## begin Dataset extract

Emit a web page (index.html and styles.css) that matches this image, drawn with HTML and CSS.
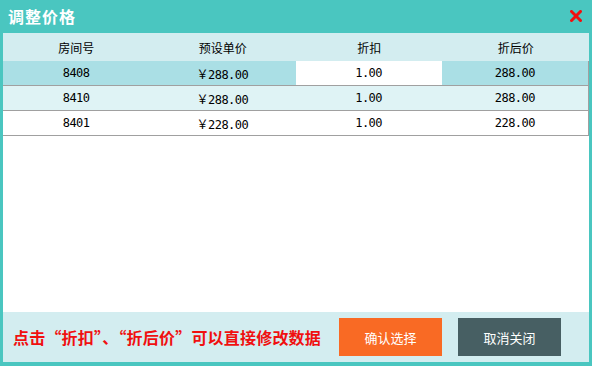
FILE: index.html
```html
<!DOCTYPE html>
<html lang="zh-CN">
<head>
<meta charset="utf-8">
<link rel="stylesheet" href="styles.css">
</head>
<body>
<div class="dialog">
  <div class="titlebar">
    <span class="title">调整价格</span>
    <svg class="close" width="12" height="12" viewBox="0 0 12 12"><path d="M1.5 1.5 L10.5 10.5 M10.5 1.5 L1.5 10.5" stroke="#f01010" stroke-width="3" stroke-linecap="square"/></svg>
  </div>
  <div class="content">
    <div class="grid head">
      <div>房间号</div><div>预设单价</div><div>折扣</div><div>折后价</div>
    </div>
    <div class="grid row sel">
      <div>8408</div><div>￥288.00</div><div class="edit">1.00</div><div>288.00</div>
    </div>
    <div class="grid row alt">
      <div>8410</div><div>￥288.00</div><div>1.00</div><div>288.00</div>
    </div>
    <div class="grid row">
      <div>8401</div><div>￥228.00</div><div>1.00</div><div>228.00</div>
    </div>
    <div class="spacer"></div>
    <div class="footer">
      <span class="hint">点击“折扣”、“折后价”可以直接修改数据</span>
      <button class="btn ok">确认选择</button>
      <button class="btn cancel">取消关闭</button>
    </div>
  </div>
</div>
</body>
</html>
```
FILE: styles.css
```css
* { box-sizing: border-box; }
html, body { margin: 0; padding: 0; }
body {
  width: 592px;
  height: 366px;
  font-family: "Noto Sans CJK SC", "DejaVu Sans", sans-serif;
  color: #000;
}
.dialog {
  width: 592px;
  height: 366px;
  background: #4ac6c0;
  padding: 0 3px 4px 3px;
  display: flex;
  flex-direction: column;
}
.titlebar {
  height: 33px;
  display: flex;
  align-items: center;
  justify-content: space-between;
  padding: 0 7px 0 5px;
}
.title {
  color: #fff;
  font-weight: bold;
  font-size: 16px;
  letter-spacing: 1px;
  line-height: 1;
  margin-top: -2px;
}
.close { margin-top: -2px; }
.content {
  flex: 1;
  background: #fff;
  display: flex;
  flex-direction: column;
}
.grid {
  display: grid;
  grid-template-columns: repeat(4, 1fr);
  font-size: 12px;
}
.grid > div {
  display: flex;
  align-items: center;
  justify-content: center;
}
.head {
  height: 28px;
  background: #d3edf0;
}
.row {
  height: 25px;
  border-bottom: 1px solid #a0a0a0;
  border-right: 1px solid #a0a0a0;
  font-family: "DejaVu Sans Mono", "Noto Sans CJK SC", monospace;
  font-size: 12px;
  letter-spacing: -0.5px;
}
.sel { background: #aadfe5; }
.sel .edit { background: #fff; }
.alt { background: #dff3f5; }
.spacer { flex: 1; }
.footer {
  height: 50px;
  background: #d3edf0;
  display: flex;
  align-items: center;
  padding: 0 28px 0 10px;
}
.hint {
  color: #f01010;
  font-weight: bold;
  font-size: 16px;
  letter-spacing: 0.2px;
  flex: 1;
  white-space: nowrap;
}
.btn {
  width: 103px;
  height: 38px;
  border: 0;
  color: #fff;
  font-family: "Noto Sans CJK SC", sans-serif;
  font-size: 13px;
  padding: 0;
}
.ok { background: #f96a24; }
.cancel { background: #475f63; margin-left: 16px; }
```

## end Dataset extract

Skipping the pictures, transcribe each line above exactly as it appears.

Emit a web page (index.html and styles.css) that matches this image, drawn with HTML and CSS.
FILE: index.html
```html
<!DOCTYPE html>
<html lang="zh-CN">
<head>
<meta charset="utf-8">
<link rel="stylesheet" href="styles.css">
</head>
<body>
<div class="dialog">
  <div class="titlebar">
    <span class="title">调整价格</span>
    <svg class="close" width="12" height="12" viewBox="0 0 12 12"><path d="M1.5 1.5 L10.5 10.5 M10.5 1.5 L1.5 10.5" stroke="#f01010" stroke-width="3" stroke-linecap="square"/></svg>
  </div>
  <div class="content">
    <div class="grid head">
      <div>房间号</div><div>预设单价</div><div>折扣</div><div>折后价</div>
    </div>
    <div class="grid row sel">
      <div>8408</div><div>￥288.00</div><div class="edit">1.00</div><div>288.00</div>
    </div>
    <div class="grid row alt">
      <div>8410</div><div>￥288.00</div><div>1.00</div><div>288.00</div>
    </div>
    <div class="grid row">
      <div>8401</div><div>￥228.00</div><div>1.00</div><div>228.00</div>
    </div>
    <div class="spacer"></div>
    <div class="footer">
      <span class="hint">点击“折扣”、“折后价”可以直接修改数据</span>
      <button class="btn ok">确认选择</button>
      <button class="btn cancel">取消关闭</button>
    </div>
  </div>
</div>
</body>
</html>
```
FILE: styles.css
```css
* { box-sizing: border-box; }
html, body { margin: 0; padding: 0; }
body {
  width: 592px;
  height: 366px;
  font-family: "Noto Sans CJK SC", "DejaVu Sans", sans-serif;
  color: #000;
}
.dialog {
  width: 592px;
  height: 366px;
  background: #4ac6c0;
  padding: 0 3px 4px 3px;
  display: flex;
  flex-direction: column;
}
.titlebar {
  height: 33px;
  display: flex;
  align-items: center;
  justify-content: space-between;
  padding: 0 7px 0 5px;
}
.title {
  color: #fff;
  font-weight: bold;
  font-size: 16px;
  letter-spacing: 1px;
  line-height: 1;
  margin-top: -2px;
}
.close { margin-top: -2px; }
.content {
  flex: 1;
  background: #fff;
  display: flex;
  flex-direction: column;
}
.grid {
  display: grid;
  grid-template-columns: repeat(4, 1fr);
  font-size: 12px;
}
.grid > div {
  display: flex;
  align-items: center;
  justify-content: center;
}
.head {
  height: 28px;
  background: #d3edf0;
}
.row {
  height: 25px;
  border-bottom: 1px solid #a0a0a0;
  border-right: 1px solid #a0a0a0;
  font-family: "DejaVu Sans Mono", "Noto Sans CJK SC", monospace;
  font-size: 12px;
  letter-spacing: -0.5px;
}
.sel { background: #aadfe5; }
.sel .edit { background: #fff; }
.alt { background: #dff3f5; }
.spacer { flex: 1; }
.footer {
  height: 50px;
  background: #d3edf0;
  display: flex;
  align-items: center;
  padding: 0 28px 0 10px;
}
.hint {
  color: #f01010;
  font-weight: bold;
  font-size: 16px;
  letter-spacing: 0.2px;
  flex: 1;
  white-space: nowrap;
}
.btn {
  width: 103px;
  height: 38px;
  border: 0;
  color: #fff;
  font-family: "Noto Sans CJK SC", sans-serif;
  font-size: 13px;
  padding: 0;
}
.ok { background: #f96a24; }
.cancel { background: #475f63; margin-left: 16px; }
```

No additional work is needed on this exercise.